Moving averages also serve as the basis for more complex indicators like the Moving Average Convergence Divergence (MACD), which is discussed later. Traders often look for crossovers of different moving averages—such as when a short-term moving average crosses above a long-term moving average—to signal potential buy or sell signals.
Relative Strength Index (RSI)
The Relative Strength Index (RSI) is a momentum oscillator that measures the magnitude of recent price changes to evaluate overbought or oversold conditions in the price of a stock. Developed by J. Welles Wilder, the RSI is displayed as a line graph on a scale of 0 to 100. An RSI above 70 is typically considered overbought, indicating that a stock could be due for a price correction. Conversely, an RSI below 30 suggests that a stock may be oversold, pointing to a possible price rise. By identifying these extreme levels, traders can better anticipate market turning points and strategize accordingly.
The RSI is also useful for identifying potential breakout signals. For example, if the RSI climbs rapidly towards overbought levels during an uptrend, this momentum can indicate continued price strength. Strategically, the RSI can be paired with other indicators to validate signals, enhancing the robustness of trading strategies.
Moving Average Convergence Divergence (MACD)
The MACD is another popular tool in technical analysis, known for its ability to reveal changes in the strength, direction, momentum, and duration of a stock’s price trend. It is calculated by subtracting the 26-period EMA from the 12-period EMA. The result of this calculation is the MACD line. A nine-day EMA of the MACD, called the signal line, is plotted on top of the MACD line to act as a trigger for buy and sell signals. When the MACD line crosses above the signal line, it may indicate a bullish signal, suggesting that it might be time to buy. In contrast, when the MACD line crosses below the signal line, a bearish signal appears, indicating a potential sell.

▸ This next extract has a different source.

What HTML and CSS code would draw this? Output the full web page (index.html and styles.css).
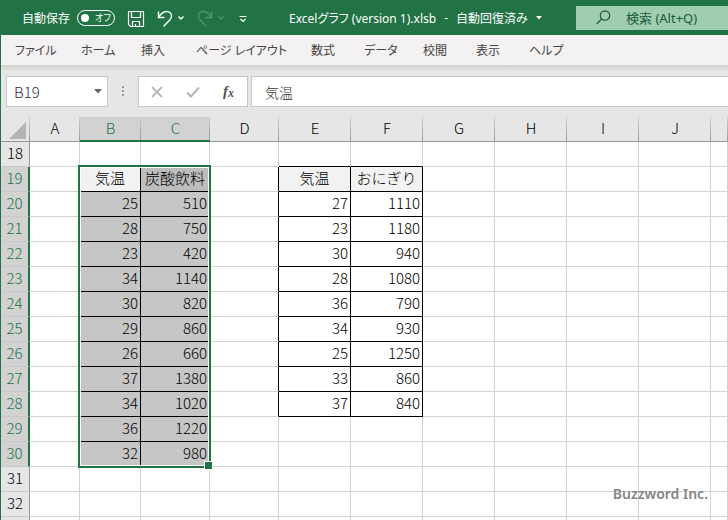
FILE: index.html
```html
<!DOCTYPE html>
<html lang="ja">
<head>
  <meta charset="UTF-8">
  <meta name="viewport" content="width=device-width, initial-scale=1.0">
  <title>Excelグラフ (version 1).xlsb</title>
  <link rel="stylesheet" href="styles.css">
</head>
<body>

<div class="window">
  <header class="titlebar">
    <label class="autosave">自動保存
      <input type="checkbox" class="switch-input">
      <span class="switch"><span class="knob"></span>オフ</span>
    </label>
    <div class="quick">
      <button class="icon-btn" aria-label="上書き保存">
        <svg width="18" height="18" viewBox="0 0 18 18" fill="none" stroke="currentColor" stroke-width="1.2"><path d="M1.5 1.5h15v15h-13l-2-2zM4.5 1.5v6h9v-6M5.5 16.5v-5h7v5M8.5 16.5v-2.5"/></svg>
      </button>
      <button class="icon-btn undo" aria-label="元に戻す">
        <svg width="28" height="18" viewBox="0 0 28 18" fill="none" stroke="currentColor" stroke-width="1.4"><path d="M1.5 1.5v6h6M1.5 7.5C4 3.5 6.5 1.5 9.5 1.5c3 0 5 2 5 4.5 0 2-.7 3-2 4.3L6.5 16.5"/><path d="M21.5 6.5l2.500 2.500 2.500-2.500"/></svg>
      </button>
      <button class="icon-btn redo" aria-label="やり直し" disabled>
        <svg width="28" height="18" viewBox="0 0 28 18" fill="none" stroke="currentColor" stroke-width="1.4"><path d="M14.5 1.5v6h-6M14.5 7.5C12 3.5 9.5 1.5 6.5 1.5c-3 0-5 2-5 4.5 0 2 .7 3 2 4.3L9.5 16.5"/><path d="M21.5 6.5l2.500 2.500 2.500-2.500"/></svg>
      </button>
      <button class="icon-btn more" aria-label="クイック アクセス ツール バーのカスタマイズ">
        <svg width="8" height="18" viewBox="0 0 8 18" fill="none" stroke="currentColor" stroke-width="1.2"><path d="M.5 6.5h7M1.500 9l2.500 2.500L6.500 9"/></svg>
      </button>
    </div>
    <button class="filename">
      <span>Excelグラフ (version 1).xlsb</span><span>-</span><span>自動回復済み</span>
      <svg width="6" height="4" viewBox="0 0 6 4"><path d="M0 0h6L3 3.500z" fill="currentColor"/></svg>
    </button>
    <div class="search">
      <svg width="15" height="15" viewBox="0 0 15 15" fill="none" stroke="currentColor" stroke-width="1.2"><circle cx="9" cy="5.5" r="4.7"/><path d="M5.7 9L.7 14"/></svg>
      <input type="text" placeholder="検索 (Alt+Q)" aria-label="検索">
    </div>
  </header>

  <nav class="tabs">
    <button>ファイル</button>
    <button>ホーム</button>
    <button>挿入</button>
    <button>ページ レイアウト</button>
    <button>数式</button>
    <button>データ</button>
    <button>校閲</button>
    <button>表示</button>
    <button>ヘルプ</button>
  </nav>

  <div class="formula-bar">
    <div class="name-box">
      <input type="text" value="B19" aria-label="名前ボックス">
      <button aria-label="名前の一覧"><svg width="8" height="5" viewBox="0 0 8 5"><path d="M0 0h8L4 4.5z" fill="#666"/></svg></button>
    </div>
    <svg class="grip" width="2" height="11" viewBox="0 0 2 11" fill="#9a9a9a"><path d="M0 0h2v2H0zM0 4h2v2H0zM0 8h2v2H0z"/></svg>
    <div class="fx-buttons">
      <button aria-label="キャンセル"><svg width="12" height="12" viewBox="0 0 12 12" fill="none" stroke="#b8b8b8" stroke-width="1.8"><path d="M1 1l10 10M11 1L1 11"/></svg></button>
      <button aria-label="入力"><svg width="14" height="12" viewBox="0 0 14 12" fill="none" stroke="#b8b8b8" stroke-width="2.2"><path d="M1 6.5l4 4L13 1.5"/></svg></button>
      <button class="fx" aria-label="関数の挿入">f<sub>x</sub></button>
    </div>
    <input type="text" class="formula" value="気温" aria-label="数式バー">
  </div>

  <main class="sheet">
    <table>
      <colgroup>
        <col class="w-row"><col class="w-a"><col class="w-b"><col class="w-c"><col class="w-c">
        <col class="w-std"><col class="w-std"><col class="w-std"><col class="w-std"><col class="w-std"><col class="w-std"><col>
      </colgroup>
      <thead>
        <tr><th class="corner"><svg width="17" height="17" viewBox="0 0 17 17"><path d="M17 0v17H0z" fill="#b4b4b4"/></svg></th><th>A</th><th class="on">B</th><th class="on">C</th><th>D</th><th>E</th><th>F</th><th>G</th><th>H</th><th>I</th><th>J</th><th></th></tr>
      </thead>
      <tbody>
        <tr class="above"><th>18</th><td></td><td></td><td></td><td></td><td></td><td></td><td></td><td></td><td></td><td></td><td></td></tr>
        <tr class="names"><th class="on">19</th><td></td><td class="sel active">気温</td><td class="sel">炭酸飲料</td><td class="edge"></td><td class="box">気温</td><td class="box">おにぎり</td><td></td><td></td><td></td><td></td><td></td></tr>
        <tr><th class="on">20</th><td></td><td class="sel">25</td><td class="sel">510</td><td class="edge"></td><td class="box">27</td><td class="box">1110</td><td></td><td></td><td></td><td></td><td></td></tr>
        <tr><th class="on">21</th><td></td><td class="sel">28</td><td class="sel">750</td><td class="edge"></td><td class="box">23</td><td class="box">1180</td><td></td><td></td><td></td><td></td><td></td></tr>
        <tr><th class="on">22</th><td></td><td class="sel">23</td><td class="sel">420</td><td class="edge"></td><td class="box">30</td><td class="box">940</td><td></td><td></td><td></td><td></td><td></td></tr>
        <tr><th class="on">23</th><td></td><td class="sel">34</td><td class="sel">1140</td><td class="edge"></td><td class="box">28</td><td class="box">1080</td><td></td><td></td><td></td><td></td><td></td></tr>
        <tr><th class="on">24</th><td></td><td class="sel">30</td><td class="sel">820</td><td class="edge"></td><td class="box">36</td><td class="box">790</td><td></td><td></td><td></td><td></td><td></td></tr>
        <tr><th class="on">25</th><td></td><td class="sel">29</td><td class="sel">860</td><td class="edge"></td><td class="box">34</td><td class="box">930</td><td></td><td></td><td></td><td></td><td></td></tr>
        <tr><th class="on">26</th><td></td><td class="sel">26</td><td class="sel">660</td><td class="edge"></td><td class="box">25</td><td class="box">1250</td><td></td><td></td><td></td><td></td><td></td></tr>
        <tr><th class="on">27</th><td></td><td class="sel">37</td><td class="sel">1380</td><td class="edge"></td><td class="box">33</td><td class="box">860</td><td></td><td></td><td></td><td></td><td></td></tr>
        <tr><th class="on">28</th><td></td><td class="sel">34</td><td class="sel">1020</td><td class="edge"></td><td class="box">37</td><td class="box">840</td><td></td><td></td><td></td><td></td><td></td></tr>
        <tr><th class="on">29</th><td></td><td class="sel">36</td><td class="sel">1220</td><td></td><td></td><td></td><td></td><td></td><td></td><td></td><td></td></tr>
        <tr><th class="on">30</th><td></td><td class="sel">32</td><td class="sel">980</td><td></td><td></td><td></td><td></td><td></td><td></td><td></td><td></td></tr>
        <tr><th>31</th><td></td><td></td><td></td><td></td><td></td><td></td><td></td><td></td><td></td><td></td><td></td></tr>
        <tr><th>32</th><td></td><td></td><td></td><td></td><td></td><td></td><td></td><td></td><td></td><td></td><td></td></tr>
        <tr><th></th><td></td><td></td><td></td><td></td><td></td><td></td><td></td><td></td><td></td><td></td><td></td></tr>
      </tbody>
    </table>
    <div class="selection"></div>
    <div class="credit">Buzzword Inc.</div>
  </main>
</div>

</body>
</html>
```
FILE: styles.css
```css
* {
  box-sizing: border-box;
}
body {
  margin: 0;
  font-family: "Noto Sans", "Noto Sans CJK JP", sans-serif;
  font-size: 12px;
}
button,
input {
  font: inherit;
  color: inherit;
  background: none;
  border: none;
  padding: 0;
  margin: 0;
}
svg {
  display: block;
  flex: none;
}
.window {
  height: 100vh;
  display: flex;
  flex-direction: column;
  overflow: hidden;
  border-left: 1px solid #217346;
}

/* title bar */
.titlebar {
  flex: none;
  height: 35px;
  display: flex;
  align-items: center;
  padding-left: 21px;
  background: #217346;
  color: #fff;
  white-space: nowrap;
}
.autosave {
  display: flex;
  align-items: center;
  gap: 7px;
  position: relative;
}
.switch-input {
  position: absolute;
  opacity: 0;
}
.switch {
  display: flex;
  align-items: center;
  gap: 6px;
  width: 38px;
  height: 16px;
  padding-left: 3px;
  border: 1px solid #fff;
  border-radius: 8px;
  font-size: 9px;
  font-feature-settings: "palt";
}
.knob {
  width: 8px;
  height: 8px;
  border-radius: 50%;
  background: #fff;
}
.quick {
  display: flex;
  align-items: center;
  padding-top: 3px;
  margin-left: 12px;
}
.undo {
  margin-left: 12px;
}
.redo {
  margin-left: 12px;
  color: #4f9470;
}
.more {
  margin-left: 14px;
}
.filename {
  display: flex;
  align-items: center;
  gap: 8px;
  margin-left: 42px;
  font-feature-settings: "palt";
}
.search {
  width: 152px;
  height: 24px;
  margin-left: auto;
  padding-left: 20px;
  display: flex;
  align-items: center;
  gap: 15px;
  background: #a0cdb2;
  color: #185c37;
}
.search input {
  flex: 1;
  min-width: 0;
  font-size: 13px;
}
.search input::placeholder {
  color: #185c37;
  opacity: 1;
}

/* ribbon tabs */
.tabs {
  flex: none;
  height: 30px;
  display: grid;
  grid-template-columns: 66px 60px 55px 115px 53px 59px 53px 53px auto;
  padding-left: 14px;
  background: #f3f1f1;
  color: #444;
}
.tabs button {
  text-align: left;
  white-space: nowrap;
  font-feature-settings: "palt";
}

/* formula bar */
.formula-bar {
  flex: none;
  height: 52px;
  display: flex;
  align-items: flex-start;
  padding: 11px 0 0 5px;
  background: linear-gradient(#d0d0ce, #e6e6e6 6px);
  color: #333;
  font-family: "Noto Sans CJK JP", sans-serif;
  font-weight: 300;
}
.name-box,
.fx-buttons,
.formula {
  height: 31px;
  background: #fff;
  border: 1px solid #c6c6c6;
}
.name-box {
  width: 102px;
  display: flex;
  padding: 0 5px 0 7px;
}
.name-box input {
  flex: 1;
  min-width: 0;
  font-size: 15px;
}
.grip {
  margin: 10px 14px 0;
}
.fx-buttons {
  width: 110px;
  display: flex;
  gap: 23px;
  align-items: center;
  padding: 0 12px;
}
.fx {
  font: italic bold 15px "Liberation Serif", serif;
  color: #555;
}
.fx sub {
  font-size: 12px;
  vertical-align: -1px;
}
.formula {
  flex: 1;
  min-width: 0;
  margin-left: 3px;
  padding: 0 13px;
  border-right: none;
  font-size: 14px;
}

/* sheet */
.sheet {
  flex: 1;
  min-height: 0;
  position: relative;
  overflow: hidden;
}
table {
  width: 100%;
  table-layout: fixed;
  border-collapse: separate;
  border-spacing: 0;
  font-family: "Noto Sans CJK JP", sans-serif;
  font-size: 15px;
  font-weight: 300;
  line-height: 20px;
}
.w-row { width: 29px; }
.w-a { width: 50px; }
.w-b { width: 61px; }
.w-c { width: 69px; }
.w-std { width: 72px; }

th,
td {
  height: 25px;
  padding: 0 0 2px;
  border-right: 1px solid #d4d4d4;
  border-bottom: 1px solid #d4d4d4;
  white-space: nowrap;
}
th {
  font-weight: 300;
  background: #e6e6e6;
  border-color: #999;
}
thead th {
  border-right: none;
  background: linear-gradient(#d0d0d0, #999) right / 1px 100% no-repeat #e6e6e6;
}
thead .on {
  background-color: #d2d2d2;
  border-bottom: 2px solid #217346;
  color: #217346;
}
.corner svg {
  margin: 4px 0 0 8px;
}
tbody th {
  border-bottom-color: #c8c8c8;
}
tbody .on {
  background: #d2d2d2;
  border-right: 2px solid #217346;
  color: #217346;
}
td {
  text-align: right;
}
.sel,
.box {
  padding-right: 2px;
  border-color: #000;
}
.sel {
  background: #c6c6c6;
}
.edge {
  border-right-color: #000;
}
.above td:nth-child(6),
.above td:nth-child(7) {
  border-bottom-color: #000;
}
.names td {
  padding-right: 0;
  text-align: center;
}
.names .box,
.names .active {
  background: #f2f2f2;
}
.names .sel:not(.active) {
  background: #bdbdbd;
}

/* frame round B19:C30 */
.selection {
  position: absolute;
  left: 77px;
  top: 48px;
  width: 133px;
  height: 303px;
  border: 2px solid #217346;
  box-shadow: inset 0 0 0 1px #fff;
}
.selection::after {
  content: "";
  position: absolute;
  right: -4px;
  bottom: -4px;
  width: 7px;
  height: 7px;
  background: #217346;
  border: 1px solid #fff;
}
.credit {
  position: absolute;
  right: 20px;
  bottom: 16px;
  font-size: 14px;
  font-weight: 600;
  line-height: 20px;
  color: #858585;
}
```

The MACD is versatile and can be interpreted in various ways, including looking for crossovers and assessing the direction and length of the MACD histogram bars, which represent the difference between the MACD and the signal line.
Bollinger Bands
Bollinger Bands, developed by John Bollinger, offer a dynamic view of price volatility. They consist of a centerline, typically a 20-day SMA, and two price channels (bands) plotted two standard deviations away from the SMA. These bands expand and contract in response to volatility. When the price of a stock moves closer to the upper band, the stock is often considered overbought, suggesting that it might face downward pressure soon. Conversely, movement towards the lower band might signal that the stock is oversold and could experience upward momentum.
Furthermore, the narrowing of the bands is known as a squeeze and indicates a potential breakout in price action. Squeeze conditions are often monitored by traders as they may offer fruitful trading opportunities.
Stochastic Oscillator
The Stochastic Oscillator is a well-respected momentum indicator that traders use to assess the current trend’s strength and predict potential reversal points. Developed by George Lane in the late 1950s, this oscillator compares a particular closing price of a security to its price range over a specific period, usually 14 periods. The Stochastic Oscillator ranges between 0 and 100, with readings above 80 indicating that a stock may be overbought, while readings below 20 suggest it could be oversold.
This indicator is often used in conjunction with other technical indicators to provide a more comprehensive analysis. It can highlight bullish or bearish divergences, where the price moves in the opposite direction of the indicator, providing a warning of potential reversals.
Volume Indicators
Volume indicators are critical for understanding the strength behind a price move. Volume itself acts as a vital measure of trading activity and liquidity levels. Popular volume indicators include the On-Balance Volume (OBV) and Volume Oscillator. The OBV calculates the running total of a security’s volume, adding volume on up days and subtracting volume on down days. This accumulation or distribution of volume provides a picture of the overall buying and selling pressure, helping traders to confirm price trends.
The Volume Oscillator compares the short-term and long-term volume moving averages, helping traders identify bullish or bearish momentum. By spotting changes in volume trends, these indicators often provide the necessary validation for price-related signals, increasing confidence in decision-making.
Conclusion
Incorporating technical indicators into your stock market analysis can significantly enhance the effectiveness of trading strategies. Each indicator is designed to serve different purposes and provide varied insights. Therefore, it is crucial to select the indicators that align best with your specific trading goals. Additionally, traders often combine multiple indicators to develop a robust strategy, capable of adapting to changing market conditions. The key is to understand the strengths and limitations of each tool, ensuring they complement each other in your analytical framework, facilitating better trading decisions and enhanced prediction accuracy.